Question 2: I have a Raid Array with 2 Logical Drives. Can I replace drives 5 and 7 (Read Errors) and do a restore from backup?
Or will I have to break the array, blast all of the data and recreate the array, and do a resotre in order to fix the problem?
It's scary because everything is fine now and I do not have a backup server to test with. It's a matter of trusting a good backup.
This Server is used around the clock. My 1st test will be to test the bootable CD created by Acornis and make sure it sees the Array controller and drives.
I have time to think about this and I want to get it right.


> You are essentially making the server unbootable by replacing the drive 5 and 7 as their is already one drive which is failed and waiting to rebuild
Rebuild happens from parity data on the rest of the drives as their are read errors like you said on 5 and 7 I doubt if the rebuild is ever going to start


Or will I have to break the array, blast all of the data and recreate the array, and do a resotre in order to fix the problem?

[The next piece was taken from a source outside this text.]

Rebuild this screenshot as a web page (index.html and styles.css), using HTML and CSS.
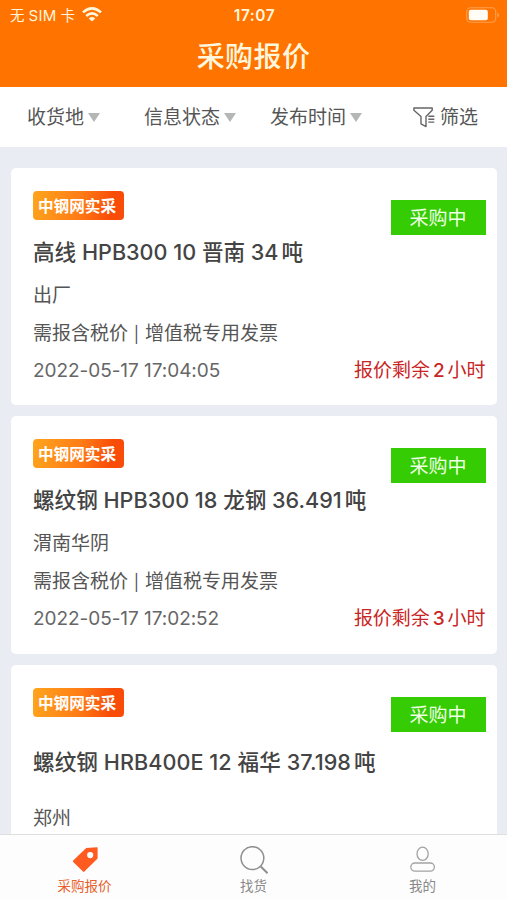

> recreate and restore is the best solution , server may conintue to work fine untill a restart , so it is important to have a backup before a restart


Question 3: There are 7 drives participating in the array now, and 1 is not (the new drive).

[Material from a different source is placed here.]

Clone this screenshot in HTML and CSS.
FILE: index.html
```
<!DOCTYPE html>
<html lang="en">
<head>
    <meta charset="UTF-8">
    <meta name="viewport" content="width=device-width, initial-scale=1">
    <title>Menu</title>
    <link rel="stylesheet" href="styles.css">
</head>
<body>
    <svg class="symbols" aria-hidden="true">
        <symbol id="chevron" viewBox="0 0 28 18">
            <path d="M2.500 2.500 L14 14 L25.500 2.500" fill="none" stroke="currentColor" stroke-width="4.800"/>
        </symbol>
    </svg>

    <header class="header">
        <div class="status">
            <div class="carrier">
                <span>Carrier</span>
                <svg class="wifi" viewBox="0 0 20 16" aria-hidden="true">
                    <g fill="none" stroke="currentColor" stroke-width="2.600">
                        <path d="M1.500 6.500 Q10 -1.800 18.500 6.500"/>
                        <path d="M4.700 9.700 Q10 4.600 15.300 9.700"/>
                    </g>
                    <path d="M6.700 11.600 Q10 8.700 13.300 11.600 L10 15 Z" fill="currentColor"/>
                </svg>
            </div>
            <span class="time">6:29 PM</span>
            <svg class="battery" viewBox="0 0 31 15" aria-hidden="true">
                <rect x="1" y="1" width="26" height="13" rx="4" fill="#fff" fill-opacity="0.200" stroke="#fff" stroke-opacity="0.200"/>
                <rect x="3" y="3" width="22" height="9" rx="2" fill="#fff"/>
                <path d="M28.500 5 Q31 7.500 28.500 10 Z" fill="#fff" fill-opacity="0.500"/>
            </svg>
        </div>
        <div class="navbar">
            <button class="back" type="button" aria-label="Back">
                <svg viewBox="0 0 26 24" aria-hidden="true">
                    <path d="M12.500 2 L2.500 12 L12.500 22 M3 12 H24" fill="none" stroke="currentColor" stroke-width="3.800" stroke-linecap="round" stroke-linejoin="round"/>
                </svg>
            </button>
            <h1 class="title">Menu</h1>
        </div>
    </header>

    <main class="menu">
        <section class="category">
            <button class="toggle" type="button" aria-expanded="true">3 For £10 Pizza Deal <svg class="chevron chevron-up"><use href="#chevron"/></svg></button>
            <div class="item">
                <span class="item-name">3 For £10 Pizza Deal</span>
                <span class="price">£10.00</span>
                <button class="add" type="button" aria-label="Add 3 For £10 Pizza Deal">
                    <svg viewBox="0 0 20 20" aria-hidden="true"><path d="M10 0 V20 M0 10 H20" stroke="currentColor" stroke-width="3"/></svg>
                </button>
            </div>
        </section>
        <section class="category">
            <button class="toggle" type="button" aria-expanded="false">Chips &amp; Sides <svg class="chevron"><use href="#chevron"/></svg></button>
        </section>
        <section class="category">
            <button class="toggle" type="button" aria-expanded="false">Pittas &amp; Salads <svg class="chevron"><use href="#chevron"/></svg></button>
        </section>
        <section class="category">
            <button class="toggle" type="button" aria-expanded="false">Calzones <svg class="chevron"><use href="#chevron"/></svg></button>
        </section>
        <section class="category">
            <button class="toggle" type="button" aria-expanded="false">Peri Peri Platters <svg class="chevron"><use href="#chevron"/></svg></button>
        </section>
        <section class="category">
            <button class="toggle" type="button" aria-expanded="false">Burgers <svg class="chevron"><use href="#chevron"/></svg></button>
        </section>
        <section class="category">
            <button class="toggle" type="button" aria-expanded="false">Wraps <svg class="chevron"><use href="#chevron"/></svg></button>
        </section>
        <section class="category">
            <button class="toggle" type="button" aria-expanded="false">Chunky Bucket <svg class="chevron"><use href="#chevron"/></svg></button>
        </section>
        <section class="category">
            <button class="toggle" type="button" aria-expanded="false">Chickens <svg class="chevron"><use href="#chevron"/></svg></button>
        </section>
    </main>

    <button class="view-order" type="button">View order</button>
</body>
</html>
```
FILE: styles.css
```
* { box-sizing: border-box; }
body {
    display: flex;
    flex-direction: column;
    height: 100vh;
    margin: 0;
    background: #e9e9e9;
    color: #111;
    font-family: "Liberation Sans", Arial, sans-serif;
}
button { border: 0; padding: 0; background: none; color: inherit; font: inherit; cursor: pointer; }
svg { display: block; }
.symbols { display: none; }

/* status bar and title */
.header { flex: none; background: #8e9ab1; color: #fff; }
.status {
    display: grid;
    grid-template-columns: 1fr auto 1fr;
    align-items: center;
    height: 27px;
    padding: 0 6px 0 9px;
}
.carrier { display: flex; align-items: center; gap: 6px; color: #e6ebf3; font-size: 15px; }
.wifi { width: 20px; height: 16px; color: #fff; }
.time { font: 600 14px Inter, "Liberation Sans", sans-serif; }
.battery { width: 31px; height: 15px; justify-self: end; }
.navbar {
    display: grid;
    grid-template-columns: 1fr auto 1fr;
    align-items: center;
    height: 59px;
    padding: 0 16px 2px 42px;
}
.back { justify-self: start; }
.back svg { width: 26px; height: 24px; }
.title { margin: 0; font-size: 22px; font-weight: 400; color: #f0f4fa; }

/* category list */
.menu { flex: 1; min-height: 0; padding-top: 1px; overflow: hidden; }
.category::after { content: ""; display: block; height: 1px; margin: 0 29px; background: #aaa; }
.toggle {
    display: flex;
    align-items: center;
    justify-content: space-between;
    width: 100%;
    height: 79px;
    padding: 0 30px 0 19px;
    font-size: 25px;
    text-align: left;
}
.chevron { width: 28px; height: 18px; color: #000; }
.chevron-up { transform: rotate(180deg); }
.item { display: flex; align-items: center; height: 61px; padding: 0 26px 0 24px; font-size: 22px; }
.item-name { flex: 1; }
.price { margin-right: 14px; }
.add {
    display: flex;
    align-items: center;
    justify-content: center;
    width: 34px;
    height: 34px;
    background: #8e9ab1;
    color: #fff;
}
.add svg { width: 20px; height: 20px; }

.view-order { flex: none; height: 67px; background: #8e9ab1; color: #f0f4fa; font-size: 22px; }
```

What if I purchased 7 new drives (or 8) and went through the restore process. If the restore worked, great - if not I could replace the original drives back and go from there. The problem with that I am thinking is that I would have to recreate the array using the new drives. Putting back the old drives in case of failure may not work...

Yes can purchase new drives and restore but got to 100% sure that backup has completed successfully, like I said restarting the server in the current situation with the current drive configuration ( could replace the original drives back and go from there ) server may just not come back on .

 

Recreating the logical drives - and restoring the data with all new drives or by just replacing the hard drives with read errors and then restoring from a backup will work, like you have mentioned now it all goes down to the backup job and trusting that it will work when restored. 

 


Was the post useful? Say thanks by clicking the white KUDOS Star!
Goutham Sabala
Chuck Slabaugh
Occasional Contributor

Re: Raid 6 Array won't rebuild drive

I bought HP Care Pack for 1 year and will await for registration.

 

All Drives but drive 3 (replaced 6 months ago) and Drive 6 have the same model and firmware level (HPD9)

 

Drive 3 is a different model with firmware at HPD8.

 

Dirve 6 - the drive that will not rebuild is model DH072BAAKN - Firmware HPD3 - the latest available for that drive.model. I could not find the drive model for drive 3 (EH0072FARUS - which is at HPD8)

 

Acronis Backup and Recovery 11 - Virtual Edition has been installed and a backup completed.

 

Primary Server has 2 drives - Drive C - Operating System and Drive G - Virtual Drives are located there.

 

I have taken a full backup of dirve C and all 3 Virtual Drives - skipping the backup of Drive G - They said that was not neccessary since Virtual Machines have been backup up.

 

Including Drive G exceeded the 400GB Tape so it was skipped - Does that seem correct?

 

What do you think about the model/firmware level?

 

Server is working fine and full backups complete 100%. Hard Read Errors remain on 5 and 7.

 

Could replacing Drive 6 with the same model/firmware level drive help?

 

What if I took one of the dirves with hard read errors (5 or 7) and replaced it with a new drive?

 

My understanding was that the P400 Raid Controller should be able to deal with Hard Read errors on the drive.

 

This problem has a lot of people stumped and I've received conflicting advice.

 

Could the drive models/firmware versions have anything to do with this or is breaking the array, recreating it and restoring the only hope?

 

Does the Backup I'm making OK? (skipping Drive G - but making Virtual Machine Backups?